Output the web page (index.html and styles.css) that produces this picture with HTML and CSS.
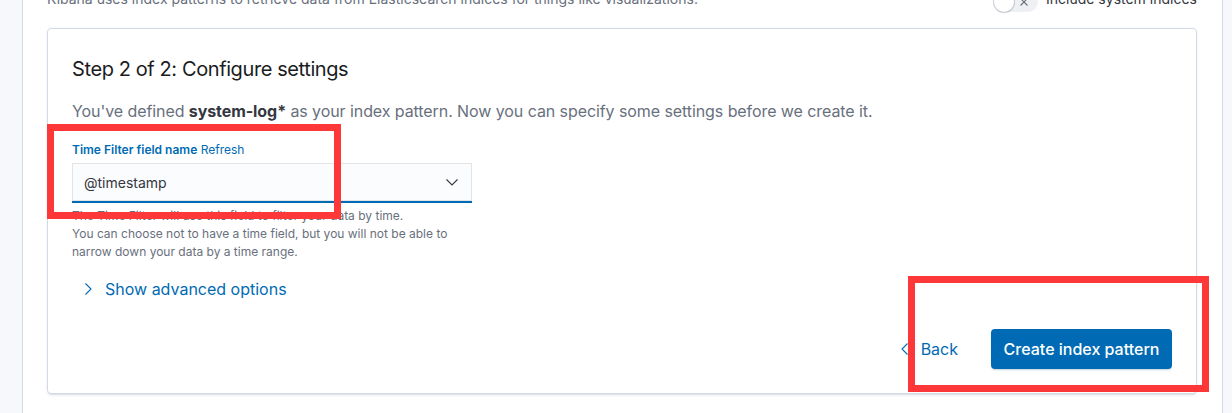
...
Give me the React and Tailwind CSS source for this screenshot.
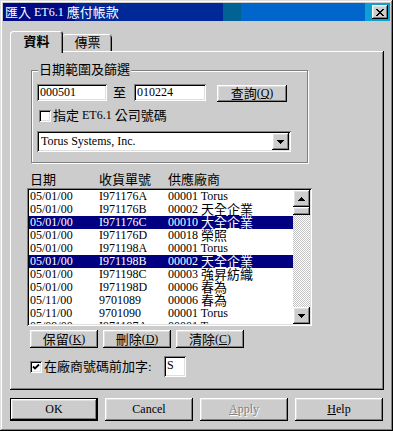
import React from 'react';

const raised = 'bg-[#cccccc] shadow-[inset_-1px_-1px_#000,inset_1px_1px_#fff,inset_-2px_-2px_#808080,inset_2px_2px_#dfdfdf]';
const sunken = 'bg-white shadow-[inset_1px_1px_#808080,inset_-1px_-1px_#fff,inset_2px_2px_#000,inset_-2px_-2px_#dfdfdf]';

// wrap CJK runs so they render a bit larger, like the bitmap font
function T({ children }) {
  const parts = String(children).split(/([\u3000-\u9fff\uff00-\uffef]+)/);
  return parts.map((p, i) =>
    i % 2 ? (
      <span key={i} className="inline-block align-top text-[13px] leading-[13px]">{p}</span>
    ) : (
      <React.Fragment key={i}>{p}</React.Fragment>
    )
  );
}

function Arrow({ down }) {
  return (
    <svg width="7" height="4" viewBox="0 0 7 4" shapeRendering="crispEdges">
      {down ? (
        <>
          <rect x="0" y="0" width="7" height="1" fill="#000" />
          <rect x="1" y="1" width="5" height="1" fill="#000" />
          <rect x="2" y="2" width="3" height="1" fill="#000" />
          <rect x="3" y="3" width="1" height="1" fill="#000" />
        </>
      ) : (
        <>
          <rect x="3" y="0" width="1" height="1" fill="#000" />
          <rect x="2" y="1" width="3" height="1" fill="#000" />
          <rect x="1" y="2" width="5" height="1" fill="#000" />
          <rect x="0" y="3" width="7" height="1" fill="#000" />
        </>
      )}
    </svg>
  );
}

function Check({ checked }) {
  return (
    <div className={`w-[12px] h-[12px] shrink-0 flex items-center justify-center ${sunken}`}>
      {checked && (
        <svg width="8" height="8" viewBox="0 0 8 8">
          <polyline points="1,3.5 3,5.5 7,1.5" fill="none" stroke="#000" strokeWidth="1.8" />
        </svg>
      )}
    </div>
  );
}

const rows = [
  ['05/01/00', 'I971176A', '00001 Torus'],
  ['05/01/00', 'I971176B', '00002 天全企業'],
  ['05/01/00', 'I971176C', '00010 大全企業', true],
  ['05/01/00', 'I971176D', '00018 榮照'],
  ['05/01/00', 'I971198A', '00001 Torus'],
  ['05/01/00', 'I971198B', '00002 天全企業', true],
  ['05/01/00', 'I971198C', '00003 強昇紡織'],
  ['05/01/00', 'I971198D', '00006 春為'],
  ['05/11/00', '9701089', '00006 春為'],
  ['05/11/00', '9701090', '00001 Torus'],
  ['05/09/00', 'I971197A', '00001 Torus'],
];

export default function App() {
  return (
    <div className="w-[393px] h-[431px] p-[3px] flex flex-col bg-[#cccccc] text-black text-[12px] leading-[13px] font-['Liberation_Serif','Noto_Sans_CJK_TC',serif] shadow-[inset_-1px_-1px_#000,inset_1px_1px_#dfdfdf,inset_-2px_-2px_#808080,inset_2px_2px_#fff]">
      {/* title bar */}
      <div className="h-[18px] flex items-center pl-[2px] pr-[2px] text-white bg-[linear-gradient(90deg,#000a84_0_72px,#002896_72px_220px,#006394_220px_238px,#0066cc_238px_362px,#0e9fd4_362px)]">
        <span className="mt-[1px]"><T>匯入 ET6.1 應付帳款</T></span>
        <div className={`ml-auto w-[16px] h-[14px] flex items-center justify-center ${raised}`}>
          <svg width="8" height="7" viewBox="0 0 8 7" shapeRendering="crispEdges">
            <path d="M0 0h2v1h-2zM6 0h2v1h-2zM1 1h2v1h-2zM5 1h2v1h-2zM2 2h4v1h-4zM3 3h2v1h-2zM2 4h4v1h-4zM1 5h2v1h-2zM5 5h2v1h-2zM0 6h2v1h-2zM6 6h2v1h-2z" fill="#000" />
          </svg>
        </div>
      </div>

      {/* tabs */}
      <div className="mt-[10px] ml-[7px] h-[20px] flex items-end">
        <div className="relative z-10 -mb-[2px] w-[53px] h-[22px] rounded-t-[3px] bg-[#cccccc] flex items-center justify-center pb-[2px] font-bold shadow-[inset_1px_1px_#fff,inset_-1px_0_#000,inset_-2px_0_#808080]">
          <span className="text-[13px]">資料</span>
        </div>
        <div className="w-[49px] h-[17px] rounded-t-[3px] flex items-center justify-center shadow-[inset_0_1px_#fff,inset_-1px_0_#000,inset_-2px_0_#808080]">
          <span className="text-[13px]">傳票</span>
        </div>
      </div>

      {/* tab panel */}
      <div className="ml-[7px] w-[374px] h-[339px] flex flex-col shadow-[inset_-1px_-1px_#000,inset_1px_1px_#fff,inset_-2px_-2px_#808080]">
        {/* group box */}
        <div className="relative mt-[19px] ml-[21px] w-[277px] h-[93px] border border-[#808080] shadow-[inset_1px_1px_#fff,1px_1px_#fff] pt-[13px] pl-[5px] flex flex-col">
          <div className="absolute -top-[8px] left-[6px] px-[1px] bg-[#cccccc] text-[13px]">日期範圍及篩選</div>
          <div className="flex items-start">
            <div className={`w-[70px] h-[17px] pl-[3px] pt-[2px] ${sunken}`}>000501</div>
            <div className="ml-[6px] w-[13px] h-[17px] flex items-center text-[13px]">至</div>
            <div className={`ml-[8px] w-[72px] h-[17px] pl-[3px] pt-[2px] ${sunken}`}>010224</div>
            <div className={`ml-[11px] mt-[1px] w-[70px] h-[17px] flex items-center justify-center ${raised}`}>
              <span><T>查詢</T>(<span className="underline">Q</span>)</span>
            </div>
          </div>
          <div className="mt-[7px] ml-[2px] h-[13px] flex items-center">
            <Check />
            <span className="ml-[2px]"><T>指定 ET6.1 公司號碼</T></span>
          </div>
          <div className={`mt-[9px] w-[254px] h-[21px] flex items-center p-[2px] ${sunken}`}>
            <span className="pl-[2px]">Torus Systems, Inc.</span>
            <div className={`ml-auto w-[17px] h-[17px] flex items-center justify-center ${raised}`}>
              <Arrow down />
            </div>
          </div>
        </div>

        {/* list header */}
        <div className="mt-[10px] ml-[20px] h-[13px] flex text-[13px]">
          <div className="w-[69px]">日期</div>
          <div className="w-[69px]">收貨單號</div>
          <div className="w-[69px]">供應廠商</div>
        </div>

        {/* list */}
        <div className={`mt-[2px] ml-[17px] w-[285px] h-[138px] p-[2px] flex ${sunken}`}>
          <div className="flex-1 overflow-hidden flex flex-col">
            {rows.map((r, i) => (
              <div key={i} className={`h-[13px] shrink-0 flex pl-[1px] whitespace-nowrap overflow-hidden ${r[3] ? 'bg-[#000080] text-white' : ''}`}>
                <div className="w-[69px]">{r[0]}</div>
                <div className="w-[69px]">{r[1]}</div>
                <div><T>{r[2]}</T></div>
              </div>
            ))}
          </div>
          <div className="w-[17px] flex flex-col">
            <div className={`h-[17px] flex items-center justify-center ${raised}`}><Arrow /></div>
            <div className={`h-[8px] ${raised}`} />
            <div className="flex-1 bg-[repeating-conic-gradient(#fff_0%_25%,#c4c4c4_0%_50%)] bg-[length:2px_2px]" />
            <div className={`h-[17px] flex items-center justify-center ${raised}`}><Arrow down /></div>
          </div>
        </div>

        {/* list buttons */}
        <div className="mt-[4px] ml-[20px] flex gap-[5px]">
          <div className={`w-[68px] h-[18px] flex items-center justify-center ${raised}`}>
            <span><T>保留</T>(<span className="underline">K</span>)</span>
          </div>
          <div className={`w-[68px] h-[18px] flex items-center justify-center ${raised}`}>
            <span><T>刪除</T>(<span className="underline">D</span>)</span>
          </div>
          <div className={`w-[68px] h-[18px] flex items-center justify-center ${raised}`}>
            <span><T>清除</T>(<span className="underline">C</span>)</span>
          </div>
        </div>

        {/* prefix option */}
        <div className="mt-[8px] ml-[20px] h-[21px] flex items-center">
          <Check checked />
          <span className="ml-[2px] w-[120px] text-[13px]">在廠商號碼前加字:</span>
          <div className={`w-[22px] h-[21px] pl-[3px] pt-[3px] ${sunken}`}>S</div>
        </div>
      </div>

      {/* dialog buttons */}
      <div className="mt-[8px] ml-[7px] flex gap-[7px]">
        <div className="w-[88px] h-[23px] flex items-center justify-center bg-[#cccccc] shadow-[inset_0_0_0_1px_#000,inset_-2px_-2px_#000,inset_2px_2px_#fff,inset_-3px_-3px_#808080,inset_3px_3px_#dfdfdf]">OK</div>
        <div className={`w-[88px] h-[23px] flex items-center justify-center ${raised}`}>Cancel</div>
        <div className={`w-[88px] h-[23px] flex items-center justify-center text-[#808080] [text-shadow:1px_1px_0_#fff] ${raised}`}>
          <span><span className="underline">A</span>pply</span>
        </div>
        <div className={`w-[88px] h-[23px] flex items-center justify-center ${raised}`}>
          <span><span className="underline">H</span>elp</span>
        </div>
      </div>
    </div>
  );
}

#### Written request:
Repeat only the lines running from "Give me the" to "import React from 'react';", ends included, and leave the pictures out.

#### The solution:
Give me the React and Tailwind CSS source for this screenshot.
import React from 'react';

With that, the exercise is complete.